October 1, 2002
Contact: Sarah Ray
802-443-5794
sray@middlebury.edu
Posted: October 1, 2002

MIDDLEBURY,
VT - Felix G. Rohatyn, former United States ambassador to France from
1997 to 2000, will give a talk titled “American Democracy: Freedom,
Fairness and Wealth” on Friday, Oct. 11, at 8:30 p.m. in Middlebury
College’s Mead Chapel on Hepburn Road off College Street (Route 125).
Following the talk, there will be a reception in the Redfield Room of
Proctor Hall across the street from Mead Chapel. Both the talk and the
reception are free and open to the public.
Rohatyn
graduated from Middlebury in 1949. He is the president of Rohatyn Associates,
a New York firm that he founded in April 2001, which provides financial
advice to corporations. Prior to his appointment as ambassador to France,
Rohatyn was a managing director of the investment bank Lazard Frères
and Company in New York, which he joined in 1948, becoming a partner in
1961. From 1975 to 1993, he was chairman of the Municipal Assistance Corporation
(MAC) of the City of New York, where he managed the negotiations that
enabled New York to pull itself out of its financial crisis in the 1970s.
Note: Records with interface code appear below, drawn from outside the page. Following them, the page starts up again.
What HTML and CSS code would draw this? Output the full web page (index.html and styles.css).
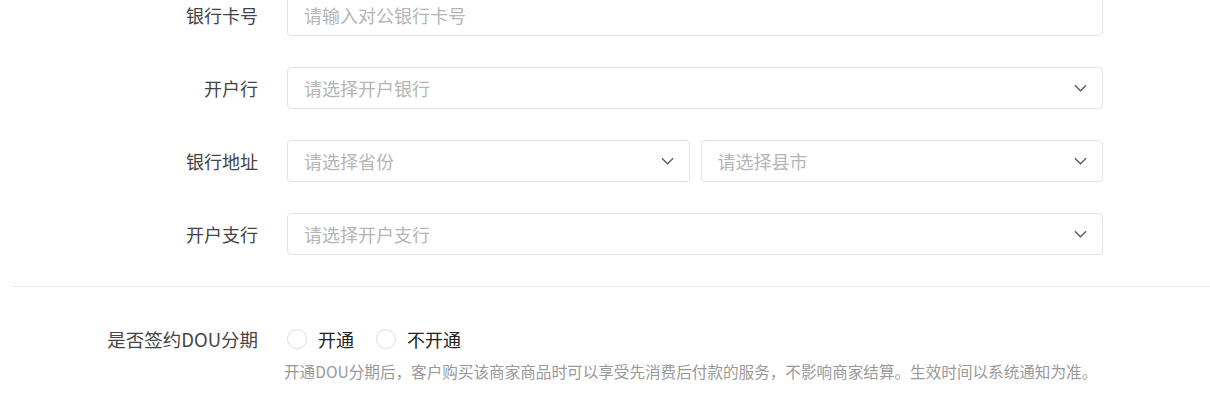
FILE: index.html
```html
<!DOCTYPE html>
<html lang="zh-CN">
<head>
    <meta charset="UTF-8">
    <meta name="viewport" content="width=device-width, initial-scale=1.0">
    <title>对公账户</title>
    <link rel="stylesheet" href="styles.css">
</head>
<body>
    <div class="form">
        <div class="row">
            <label class="label">银行卡号</label>
            <div class="control">
                <div class="field"><span class="ph">请输入对公银行卡号</span></div>
            </div>
        </div>
        <div class="row">
            <label class="label">开户行</label>
            <div class="control">
                <div class="field select"><span class="ph">请选择开户银行</span>
                    <svg class="arrow" viewBox="0 0 14 8"><path d="M1 1l6 6 6-6"/></svg>
                </div>
            </div>
        </div>
        <div class="row">
            <label class="label">银行地址</label>
            <div class="control split">
                <div class="field select"><span class="ph">请选择省份</span>
                    <svg class="arrow" viewBox="0 0 14 8"><path d="M1 1l6 6 6-6"/></svg>
                </div>
                <div class="field select"><span class="ph">请选择县市</span>
                    <svg class="arrow" viewBox="0 0 14 8"><path d="M1 1l6 6 6-6"/></svg>
                </div>
            </div>
        </div>
        <div class="row">
            <label class="label">开户支行</label>
            <div class="control">
                <div class="field select"><span class="ph">请选择开户支行</span>
                    <svg class="arrow" viewBox="0 0 14 8"><path d="M1 1l6 6 6-6"/></svg>
                </div>
            </div>
        </div>
    </div>

    <div class="divider"></div>

    <div class="form dou">
        <div class="row radio-row">
            <label class="label">是否签约DOU分期</label>
            <div class="radios">
                <span class="radio"><i class="dot"></i>开通</span>
                <span class="radio"><i class="dot"></i>不开通</span>
            </div>
        </div>
        <p class="help">开通DOU分期后，客户购买该商家商品时可以享受先消费后付款的服务，不影响商家结算。生效时间以系统通知为准。</p>
    </div>
</body>
</html>
```

FILE: styles.css
```css
body {
    margin: 0;
    background: #fff;
    font-family: "Noto Sans CJK SC", "Microsoft YaHei", sans-serif;
    color: #333;
    overflow: hidden;
}
.form {
    display: flex;
    flex-direction: column;
    gap: 31px;
    margin-top: -6px;
}
.row {
    display: flex;
    align-items: center;
}
.label {
    width: 287px;
    text-align: right;
    font-size: 18px;
    color: #444;
    padding-right: 29px;
    box-sizing: border-box;
}
.control {
    width: 816px;
}
.split {
    display: grid;
    grid-template-columns: 1fr 1fr;
    gap: 11px;
}
.field {
    height: 42px;
    box-sizing: border-box;
    border: 1px solid #e3e3e3;
    border-radius: 4px;
    display: flex;
    align-items: center;
    padding: 0 16px;
    font-size: 18px;
}
.ph {
    color: #b5b5b5;
    flex: 1;
}
.arrow {
    width: 13px;
    height: 8px;
    margin-right: -1px;
    fill: none;
    stroke: #555;
    stroke-width: 1.3;
}
.divider {
    height: 1px;
    background: #ebebeb;
    margin: 31px 0 0 11px;
}
.dou {
    margin-top: 38px;
    gap: 7px;
}
.radio-row {
    height: 28px;
}
.radio-row .label {
    font-size: 18.5px;
}
.radios {
    display: flex;
    gap: 22px;
}
.radio {
    display: flex;
    align-items: center;
    font-size: 18px;
    color: #222;
}
.dot {
    width: 20px;
    height: 20px;
    border: 1px solid #dcdcdc;
    border-radius: 50%;
    margin-right: 11px;
    box-sizing: border-box;
}
.help {
    margin: 0 0 0 284px;
    font-size: 15.6px;
    color: #999;
}
```
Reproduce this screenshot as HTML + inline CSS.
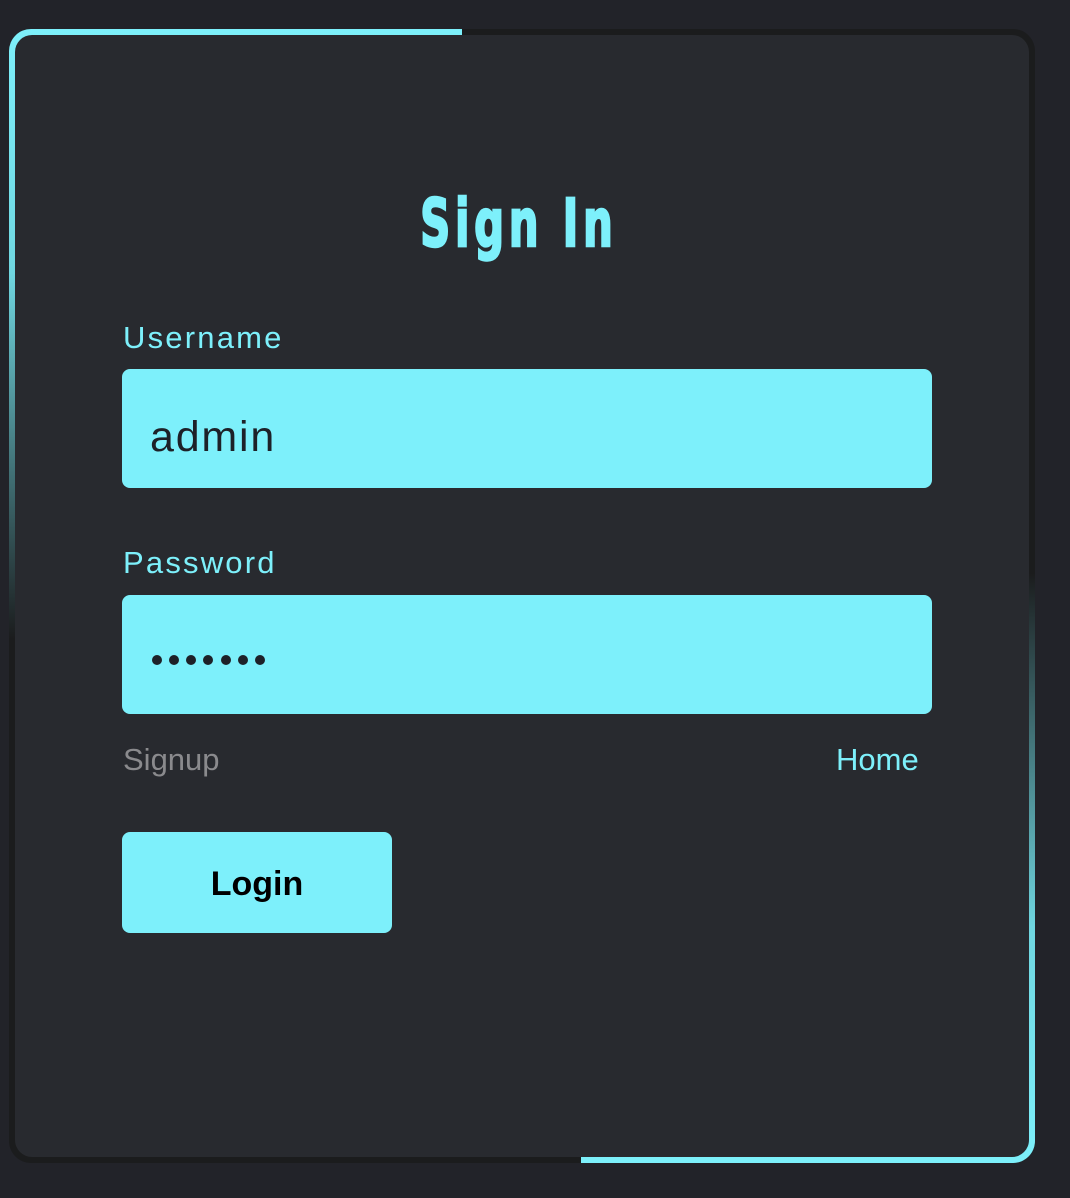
<!DOCTYPE html>
<html><head><style>
html,body{margin:0;padding:0;background:#222329;width:1070px;height:1198px;overflow:hidden;font-family:"Liberation Sans",sans-serif;}
.card{position:absolute;left:9px;top:29px;width:1026px;height:1134px;border-radius:22px;background:#1b1c1d;overflow:hidden;}
.g1{position:absolute;left:0;top:0;width:453px;height:610px;background:linear-gradient(#7df0fb 0%,#6fd6e0 40%,rgba(125,240,251,0) 100%);}
.g2{position:absolute;right:0;bottom:0;width:454px;height:590px;background:linear-gradient(rgba(125,240,251,0) 0%,#6fd6e0 60%,#7df0fb 100%);}
.inner{position:absolute;left:6px;top:6px;right:6px;bottom:6px;border-radius:17px;background:#282a2f;}
.title{position:absolute;left:-16px;width:1070px;top:186px;text-align:center;color:#7df0fb;font-family:"DejaVu Sans Condensed","DejaVu Sans",sans-serif;font-weight:bold;font-size:66px;line-height:76px;letter-spacing:7px;}
.title span{display:inline-block;transform:scaleX(0.7);-webkit-text-stroke:2.5px #7df0fb;}
.lbl{position:absolute;left:123px;color:#7df0fb;font-size:31px;letter-spacing:2.2px;}
.inp{position:absolute;left:122px;width:810px;height:119px;border-radius:8px;background:#7df0fb;}
.val{position:absolute;left:150px;font-size:43px;color:#1d2128;letter-spacing:1.8px;}
.dot{position:absolute;top:655px;width:10px;height:10px;border-radius:50%;background:#1d2128;}
.btn{position:absolute;left:122px;top:832px;width:270px;height:101px;border-radius:8px;background:#7df0fb;color:#000;font-weight:bold;font-size:34px;text-align:center;line-height:105px;}
</style></head><body>
<div class="card"><div class="g1"></div><div class="g2"></div><div class="inner"></div></div>
<div class="title"><span>Sign In</span></div>
<div class="lbl" style="top:320px">Username</div>
<div class="inp" style="top:369px"></div>
<div class="val" style="top:413px">admin</div>
<div class="lbl" style="top:545px">Password</div>
<div class="inp" style="top:595px"></div>
<div class="dot" style="left:152px"></div><div class="dot" style="left:169px"></div><div class="dot" style="left:186px"></div><div class="dot" style="left:203px"></div><div class="dot" style="left:221px"></div><div class="dot" style="left:238px"></div><div class="dot" style="left:255px"></div>
<div style="position:absolute;left:123px;top:742px;font-size:31px;color:#8a8a8d;">Signup</div>
<div style="position:absolute;left:836px;top:742px;font-size:31px;color:#7df0fb;">Home</div>
<div class="btn">Login</div>
</body></html>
Rohatyn is a trustee of the Center for Strategic and International Studies
and a member of the Council on Foreign Relations.
Born
in Vienna, Austria, on May 29, 1928, Rohatyn received his secondary school
education in France. He has lived in the United States since 1942 and
resides in New York City.
Rohatyn’s
lecture will take place in conjunction with the renaming of the College’s
Center for International Affairs (CFIA) as the Rohatyn Center for International
Affairs, which will take place at a dedication ceremony on Oct. 12. In
March of this year, Middlebury College announced that it had received
a $1 million gift from the Felix and Elizabeth Rohatyn Foundation that
would be used to establish an endowment for the center, and that the center
would be renamed. The endowment will support the center’s lectures, symposia,
executive-in residence-program, and international colloquia, and will
provide funding for visits to campus by international leaders, scholars,
diplomats, and business people.
For
more information, contact the Middlebury College office of public affairs
at 802-443-5198.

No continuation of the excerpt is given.